▸ Dataset

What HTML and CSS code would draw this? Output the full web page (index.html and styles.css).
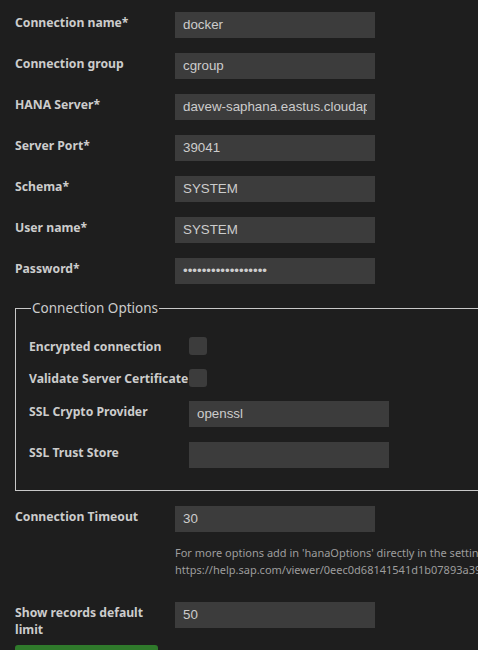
FILE: index.html
```html
<!DOCTYPE html>
<html>
<head>
<meta charset="utf-8">
<link rel="stylesheet" href="styles.css">
</head>
<body>
<div class="page">
  <div class="row"><label class="lbl">Connection name*</label><div class="input"><span>docker</span></div></div>
  <div class="row"><label class="lbl">Connection group</label><div class="input"><span>cgroup</span></div></div>
  <div class="row"><label class="lbl">HANA Server*</label><div class="input"><span>davew-saphana.eastus.cloudapp.azure.com</span></div></div>
  <div class="row"><label class="lbl">Server Port*</label><div class="input"><span>39041</span></div></div>
  <div class="row"><label class="lbl">Schema*</label><div class="input"><span>SYSTEM</span></div></div>
  <div class="row"><label class="lbl">User name*</label><div class="input"><span>SYSTEM</span></div></div>
  <div class="row"><label class="lbl">Password*</label><div class="input"><span class="pw">••••••••••••••••••</span></div></div>

  <fieldset class="options">
    <legend>Connection Options</legend>
    <div class="row check"><label class="lbl">Encrypted connection</label><span class="box"></span></div>
    <div class="row check"><label class="lbl">Validate Server Certificate</label><span class="box"></span></div>
    <div class="row"><label class="lbl">SSL Crypto Provider</label><div class="input"><span>openssl</span></div></div>
    <div class="row"><label class="lbl">SSL Trust Store</label><div class="input"><span></span></div></div>
  </fieldset>

  <div class="row timeout"><label class="lbl">Connection Timeout</label><div class="input"><span>30</span></div></div>
  <p class="help">For more options add in 'hanaOptions' directly in the settings file. See<br>https://help.sap.com/viewer/0eec0d68141541d1b07893a39944924e/2.0.03/en-US/ee592e89dcce4480a99571a4ae7a702f.html</p>
  <div class="row last"><label class="lbl">Show records default limit</label><div class="input"><span>50</span></div></div>
  <button class="save">Save</button>
</div>
</body>
</html>
```
FILE: styles.css
```css
html, body {
  margin: 0;
  padding: 0;
  background: #1e1e1e;
  overflow: hidden;
}
.page {
  padding: 12px 15px 0 15px;
  width: 700px;
  font-family: "Noto Sans", "Lato", sans-serif;
  color: #cccccc;
}
.row {
  display: flex;
  align-items: flex-start;
  margin-bottom: 15px;
}
.lbl {
  width: 160px;
  flex: none;
  box-sizing: border-box;
  padding-right: 4px;
  font-weight: bold;
  font-size: 12.2px;
  line-height: 17px;
  padding-top: 2px;
  color: #cccccc;
}
.input {
  width: 200px;
  height: 26px;
  box-sizing: border-box;
  background: #3c3c3c;
  padding: 0 8px;
  font-family: "Liberation Sans", Arial, sans-serif;
  font-size: 13.33px;
  line-height: 26px;
  color: #cccccc;
  flex: none;
}
.input span {
  display: block;
  white-space: nowrap;
  overflow: hidden;
  height: 26px;
}
.options {
  margin: 15px 0 0 0;
  padding: 20px 13px 7px 13px;
  border: 1px solid #c8c8c8;
  width: 800px;
  min-width: 0;
}
.options legend {
  padding: 0 1px;
  margin-left: 2px;
  font-size: 13.5px;
  line-height: 18px;
  color: #cccccc;
}
.check {
  align-items: center;
  margin-bottom: 14px;
}
.check .lbl {
  padding-top: 0;
  padding-right: 0;
  white-space: nowrap;
}
.box {
  width: 18px;
  height: 18px;
  border-radius: 3px;
  background: #3c3c3c;
  flex: none;
}
.timeout {
  margin-top: 15px;
  margin-bottom: 12px;
}
.help {
  margin: 0 0 24px 160px;
  font-size: 11px;
  line-height: 17px;
  color: #9d9d9d;
  white-space: nowrap;
}
.last {
  margin-bottom: 7px;
}
.save {
  display: block;
  width: 143px;
  height: 28px;
  border: none;
  border-radius: 3px;
  background: #2f7a2b;
  color: #ffffff;
  font-family: "Noto Sans", sans-serif;
  font-size: 13px;
}
```
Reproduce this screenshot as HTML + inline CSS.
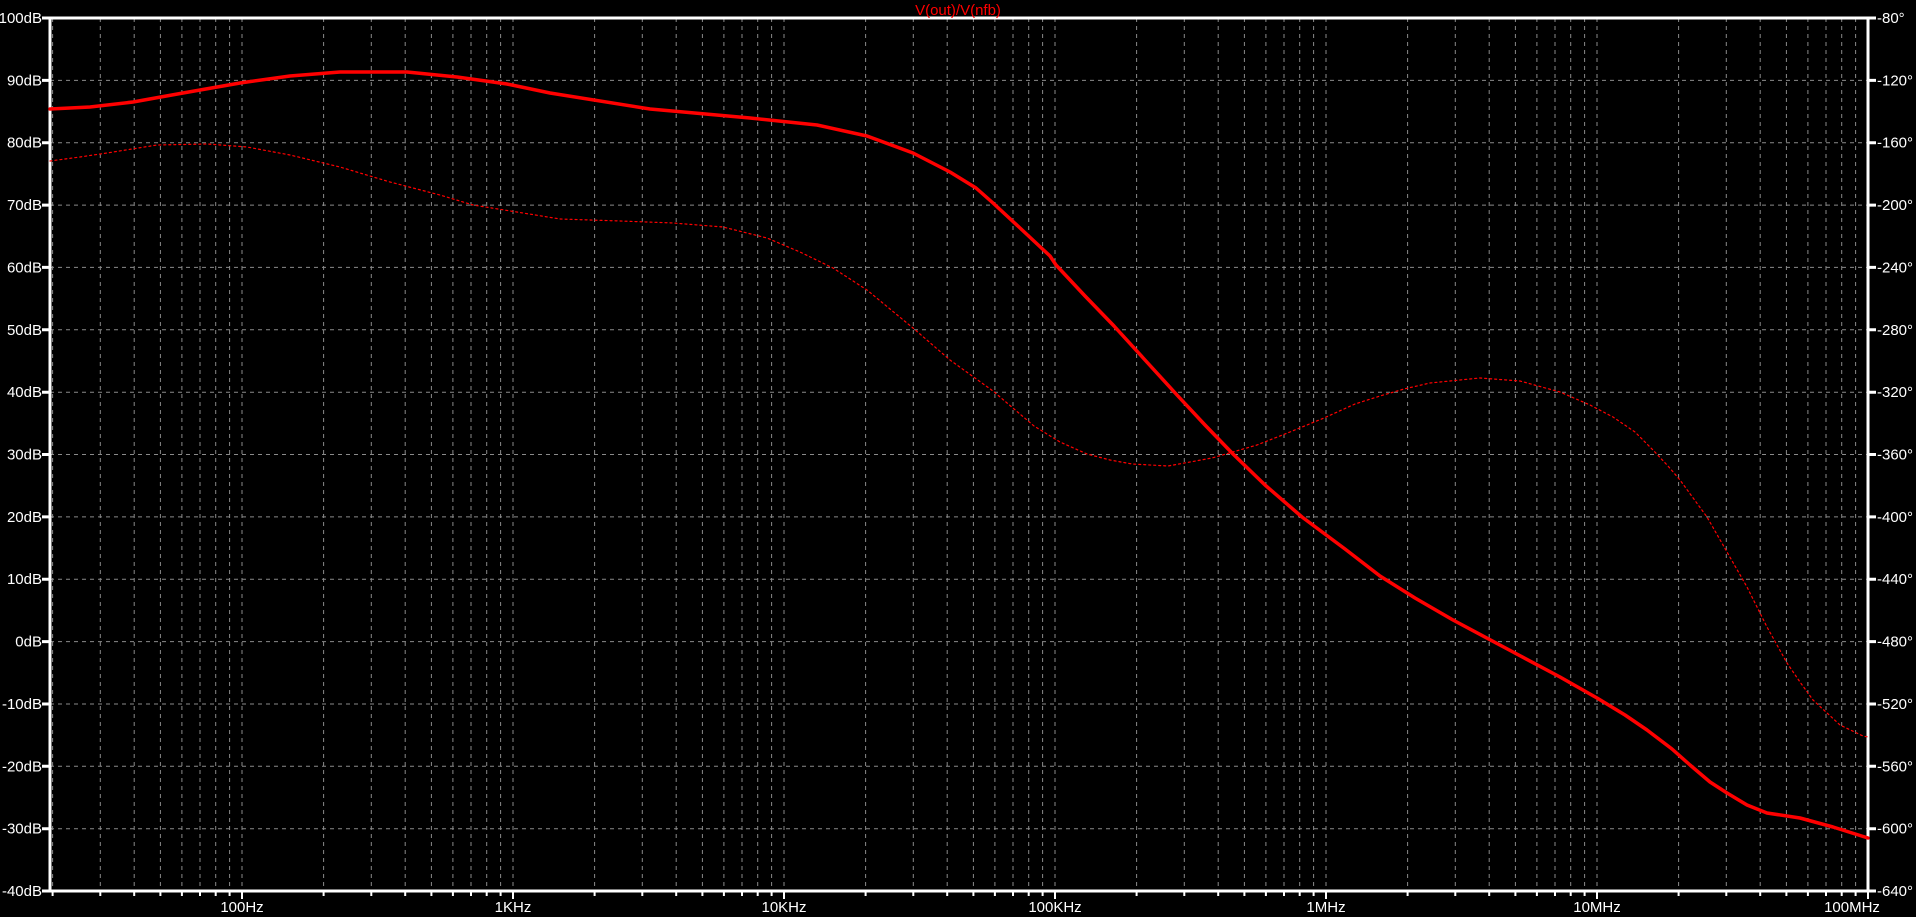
<!DOCTYPE html>
<html><head><meta charset="utf-8"><style>
html,body{margin:0;padding:0;background:#000;width:1916px;height:917px;overflow:hidden}
svg{display:block}
text{font-family:"Liberation Sans",Arial,sans-serif;font-size:15px;fill:#fff}
</style></head><body>
<svg width="1916" height="917" viewBox="0 0 1916 917">
<rect width="1916" height="917" fill="#000"/>
<g stroke="#8a8a8a" stroke-width="1" stroke-dasharray="4 4" fill="none">
<path d="M52.6 18V891M100.3 18V891M134.2 18V891M160.4 18V891M181.9 18V891M200 18V891M215.7 18V891M229.6 18V891M242 18V891
M323.6 18V891M371.3 18V891M405.2 18V891M431.4 18V891M452.9 18V891M471 18V891M486.7 18V891M500.6 18V891M513 18V891
M594.6 18V891M642.3 18V891M676.2 18V891M702.4 18V891M723.9 18V891M742 18V891M757.7 18V891M771.6 18V891M784 18V891
M865.6 18V891M913.3 18V891M947.2 18V891M973.4 18V891M994.9 18V891M1013 18V891M1028.7 18V891M1042.6 18V891M1055 18V891
M1136.6 18V891M1184.3 18V891M1218.2 18V891M1244.4 18V891M1265.9 18V891M1284 18V891M1299.7 18V891M1313.6 18V891M1326 18V891
M1407.6 18V891M1455.3 18V891M1489.2 18V891M1515.4 18V891M1536.9 18V891M1555 18V891M1570.7 18V891M1584.6 18V891M1597 18V891
M1678.6 18V891M1726.3 18V891M1760.2 18V891M1786.4 18V891M1807.9 18V891M1826 18V891M1841.7 18V891M1855.6 18V891
M50 80.4H1868M50 142.7H1868M50 205.1H1868M50 267.4H1868M50 329.8H1868M50 392.2H1868M50 454.5H1868M50 516.9H1868M50 579.2H1868M50 641.6H1868M50 704H1868M50 766.3H1868M50 828.7H1868"/>
</g>
<g stroke="#fff" stroke-width="3" fill="none">
<path d="M50 18H1868V891H50Z"/>
<path d="M42 18H50M42 80.4H50M42 142.7H50M42 205.1H50M42 267.4H50M42 329.8H50M42 392.2H50M42 454.5H50M42 516.9H50M42 579.2H50M42 641.6H50M42 704H50M42 766.3H50M42 828.7H50M42 891H50
M1868 18H1876M1868 80.4H1876M1868 142.7H1876M1868 205.1H1876M1868 267.4H1876M1868 329.8H1876M1868 392.2H1876M1868 454.5H1876M1868 516.9H1876M1868 579.2H1876M1868 641.6H1876M1868 704H1876M1868 766.3H1876M1868 828.7H1876M1868 891H1876"/>
<path stroke-width="2" d="M52.6 891v5M100.3 891v5M134.2 891v5M160.4 891v5M181.9 891v5M200 891v5M215.7 891v5M229.6 891v5M242 891v8
M323.6 891v5M371.3 891v5M405.2 891v5M431.4 891v5M452.9 891v5M471 891v5M486.7 891v5M500.6 891v5M513 891v8
M594.6 891v5M642.3 891v5M676.2 891v5M702.4 891v5M723.9 891v5M742 891v5M757.7 891v5M771.6 891v5M784 891v8
M865.6 891v5M913.3 891v5M947.2 891v5M973.4 891v5M994.9 891v5M1013 891v5M1028.7 891v5M1042.6 891v5M1055 891v8
M1136.6 891v5M1184.3 891v5M1218.2 891v5M1244.4 891v5M1265.9 891v5M1284 891v5M1299.7 891v5M1313.6 891v5M1326 891v8
M1407.6 891v5M1455.3 891v5M1489.2 891v5M1515.4 891v5M1536.9 891v5M1555 891v5M1570.7 891v5M1584.6 891v5M1597 891v8
M1678.6 891v5M1726.3 891v5M1760.2 891v5M1786.4 891v5M1807.9 891v5M1826 891v5M1841.7 891v5M1855.6 891v5M1868 891v8"/>
</g>
<g text-anchor="end">
<text x="42" y="23">100dB</text><text x="42" y="85.4">90dB</text><text x="42" y="147.7">80dB</text><text x="42" y="210.1">70dB</text><text x="42" y="272.4">60dB</text><text x="42" y="334.8">50dB</text><text x="42" y="397.2">40dB</text><text x="42" y="459.5">30dB</text><text x="42" y="521.9">20dB</text><text x="42" y="584.2">10dB</text><text x="42" y="646.6">0dB</text><text x="42" y="709">-10dB</text><text x="42" y="771.3">-20dB</text><text x="42" y="833.7">-30dB</text><text x="42" y="896">-40dB</text>
</g>
<g>
<text x="1877" y="23">-80°</text><text x="1877" y="85.4">-120°</text><text x="1877" y="147.7">-160°</text><text x="1877" y="210.1">-200°</text><text x="1877" y="272.4">-240°</text><text x="1877" y="334.8">-280°</text><text x="1877" y="397.2">-320°</text><text x="1877" y="459.5">-360°</text><text x="1877" y="521.9">-400°</text><text x="1877" y="584.2">-440°</text><text x="1877" y="646.6">-480°</text><text x="1877" y="709">-520°</text><text x="1877" y="771.3">-560°</text><text x="1877" y="833.7">-600°</text><text x="1877" y="896">-640°</text>
</g>
<g text-anchor="middle">
<text x="242" y="912">100Hz</text><text x="513" y="912">1KHz</text><text x="784" y="912">10KHz</text><text x="1055" y="912">100KHz</text><text x="1326" y="912">1MHz</text><text x="1597" y="912">10MHz</text><text x="1852" y="912">100MHz</text>
</g>
<text x="958" y="15" text-anchor="middle" style="fill:#ff0000;font-size:15px">V(out)/V(nfb)</text>
<g fill="none" stroke="#ff0000" stroke-linejoin="round" stroke-linecap="round">
<polyline stroke-width="3.5" points="50,109 90,107 133,102 183,93 240,83 290,76 340,72 407,72 457,77 507,84 550,93 650,109 750,118 817,125 867,136 913,153 950,172 976,188 993,203 1020,228 1050,256 1056,265 1085,296 1114,326 1145,360 1177,395 1205,425 1233,454 1265,485 1302,517 1345,549 1380,576 1415,598 1453,620 1513,652 1560,677 1597,698 1625,715 1647,730 1672,749 1690,765 1710,782 1727,793 1747,805 1767,813 1800,818 1833,827 1868,838"/>
<polyline stroke-width="1.2" stroke-dasharray="2 3" points="50,161 80,157 107,153 157,145 207,144 247,147 290,155 340,167 390,182 440,195 473,205 523,213 560,219 620,221 673,223 723,227 767,238 800,252 833,268 867,290 890,309 913,328 950,360 993,391 1034,426 1060,442 1087,454 1110,460 1132,464 1168,466 1212,458 1257,445 1290,432 1324,418 1355,404 1380,396 1404,389 1430,383 1480,378 1520,381 1560,392 1590,405 1613,417 1635,432 1653,450 1668,466 1680,480 1707,517 1727,552 1747,587 1767,627 1787,663 1800,682 1813,700 1840,725 1863,736 1868,737"/>
</g>
</svg>
</body></html>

▸ Objective
From the data above, show each line that contains "styles".

▸ Reply
What HTML and CSS code would draw this? Output the full web page (index.html and styles.css).
<link rel="stylesheet" href="styles.css">
FILE: styles.css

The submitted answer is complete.